In determining the appropriate monetary sanction, FINRA and the exchanges “took into account the sanctions imposed by the SEC in its parallel action against Samuel Lek and Lek Securities,” according to FINRA.

On March 10, 2017, the SEC sued Samuel Lek and Lek Securities, along with Nathan Fayyer and Sergey Pustelnik, executives of the foreign trading firm Avalon, in U.S. District Court for the Southern District of New York, claiming the defendants were guilty of their roles in “schemes to manipulate the securities markets.”

In that dispute, Lek Securities agreed to a three-year injunction requiring it to terminate business with foreign customers potentially engaged in market manipulation or manipulative trading and largely prohibiting it from providing intra-day trading to foreign customers, according to the SEC.
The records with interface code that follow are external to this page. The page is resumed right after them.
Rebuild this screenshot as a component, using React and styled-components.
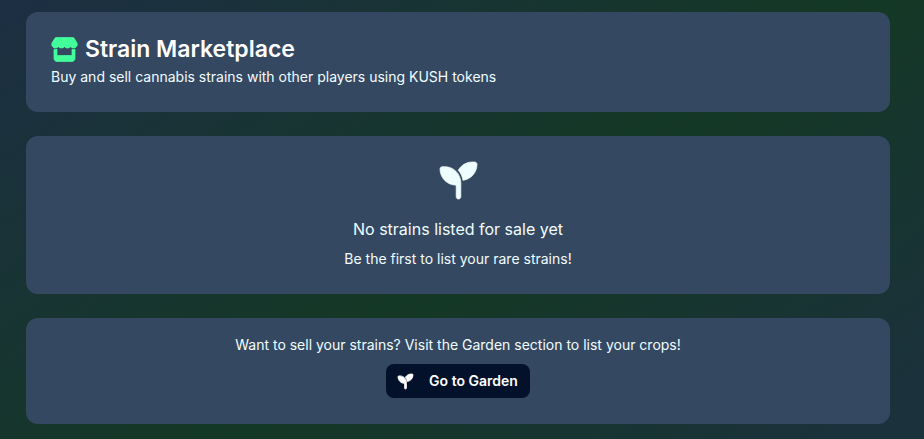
import React from "react";
import styled, { createGlobalStyle } from "styled-components";
import { FaSeedling, FaStore } from "react-icons/fa6";

const GlobalStyle = createGlobalStyle`
  *, *::before, *::after { box-sizing: border-box; }
  body {
    margin: 0;
    font-family: Inter, "Liberation Sans", sans-serif;
    color: #f0fdff;
  }
  h1, p { margin: 0; }
`;

const Page = styled.main`
  display: flex;
  flex-direction: column;
  gap: 24px;
  min-height: 100vh;
  padding: 12px 34px 15px 26px;
  background: linear-gradient(146deg, #1d2f44 0%, #143825 55%, #1b313c 95%);
`;

const Card = styled.section`
  display: flex;
  flex-direction: column;
  align-items: ${({ $centered }) => ($centered ? "center" : "stretch")};
  padding: ${({ $top }) => $top}px 25px 25px;
  border-radius: 12px;
  background: #354862;
`;

const Title = styled.h1`
  display: flex;
  align-items: center;
  gap: 7px;
  margin-bottom: 2px;
  font-size: 23px;
  line-height: 32px;
  font-weight: 600;
  color: #ffffff;
`;

const StoreIcon = styled(FaStore)`
  width: 27px;
  height: 25px;
  color: #43ff9b;
  stroke-width: 16;
`;

const Text = styled.p`
  font-size: 14px;
  line-height: 20px;
`;

const EmptyIcon = styled(FaSeedling)`
  width: 37px;
  height: 37px;
  margin-bottom: 18px;
  overflow: visible;
  stroke-width: 10;
`;

const EmptyTitle = styled.p`
  margin-bottom: 8px;
  font-size: 16px;
  line-height: 24px;
`;

const Button = styled.button`
  display: inline-flex;
  align-items: center;
  gap: 16px;
  height: 34px;
  margin: 9px 0 1px;
  padding: 0 12px;
  border: 0;
  border-radius: 8px;
  background: #03112b;
  color: #ffffff;
  font: 600 14px/20px Inter, "Liberation Sans", sans-serif;
  cursor: pointer;
`;

const ButtonIcon = styled(FaSeedling)`
  width: 15px;
  height: 15px;
  overflow: visible;
  stroke-width: 28;
`;

export default function App() {
  return (
    <>
      <GlobalStyle />
      <Page>
        <Card $top={21}>
          <Title>
            <StoreIcon aria-hidden="true" />
            Strain Marketplace
          </Title>
          <Text>Buy and sell cannabis strains with other players using KUSH tokens</Text>
        </Card>
        <Card $top={26} $centered>
          <EmptyIcon aria-hidden="true" />
          <EmptyTitle>No strains listed for sale yet</EmptyTitle>
          <Text>Be the first to list your rare strains!</Text>
        </Card>
        <Card $top={17} $centered>
          <Text>Want to sell your strains? Visit the Garden section to list your crops!</Text>
          <Button type="button">
            <ButtonIcon aria-hidden="true" />
            Go to Garden
          </Button>
        </Card>
      </Page>
    </>
  );
}
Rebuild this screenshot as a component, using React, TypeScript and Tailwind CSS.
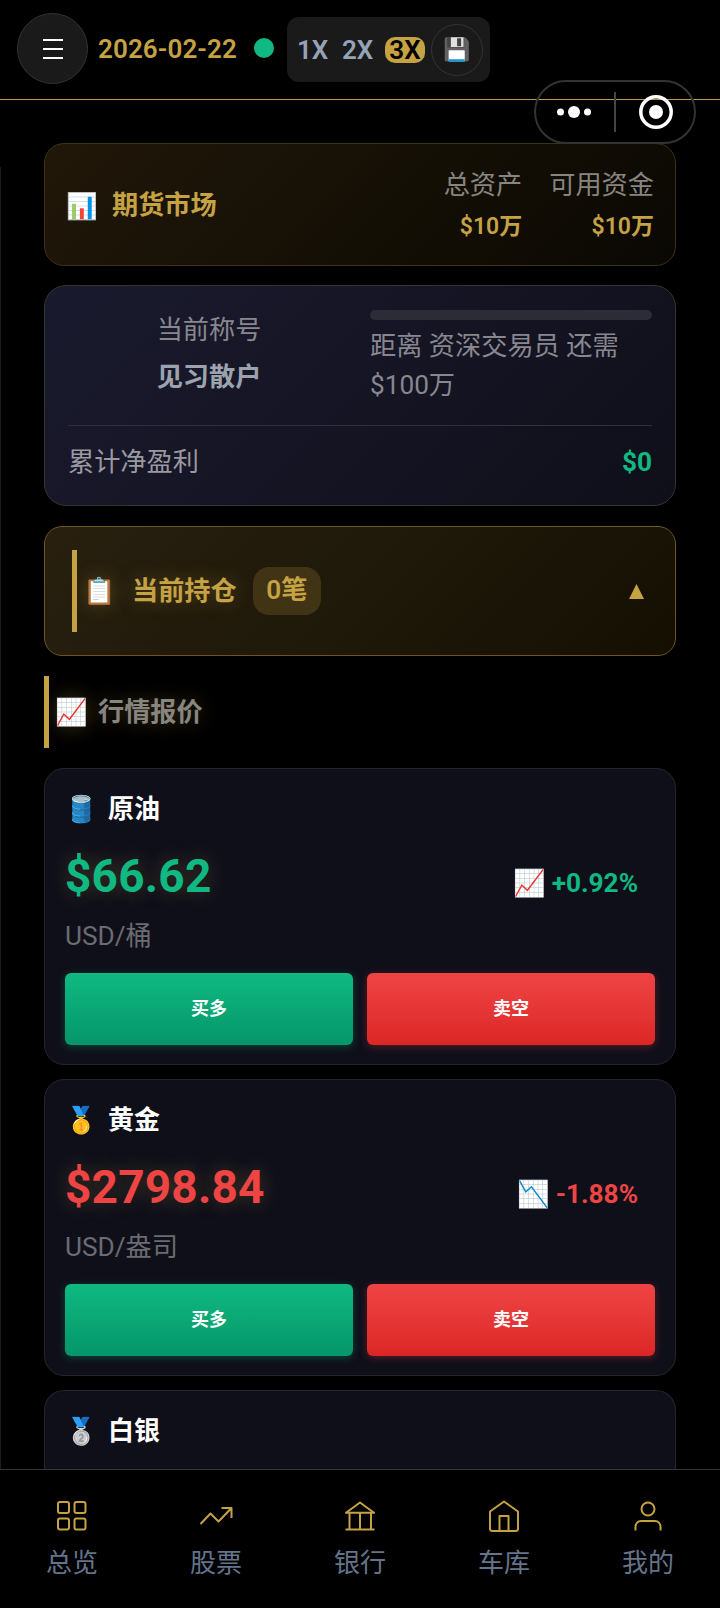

Lek Securities also agreed to retain an independent compliance monitor for a three-year period and, with Samuel Lek, agreed to permanent injunctions from violations of the charged antifraud and manipulative trading provisions, the SEC said. Lek Securities also agreed to pay a $1 million penalty plus $525,892 in disgorgement and prejudgment interest, and Samuel Lek agreed to pay a $420,000 penalty, according to the SEC.

In settling the SEC’s charges, Lek Securities and Samuel Lek also admitted that, as alleged in the SEC’s complaint, Avalon’s trading activity through Lek Securities constituted violations of the federal securities laws, the SEC said.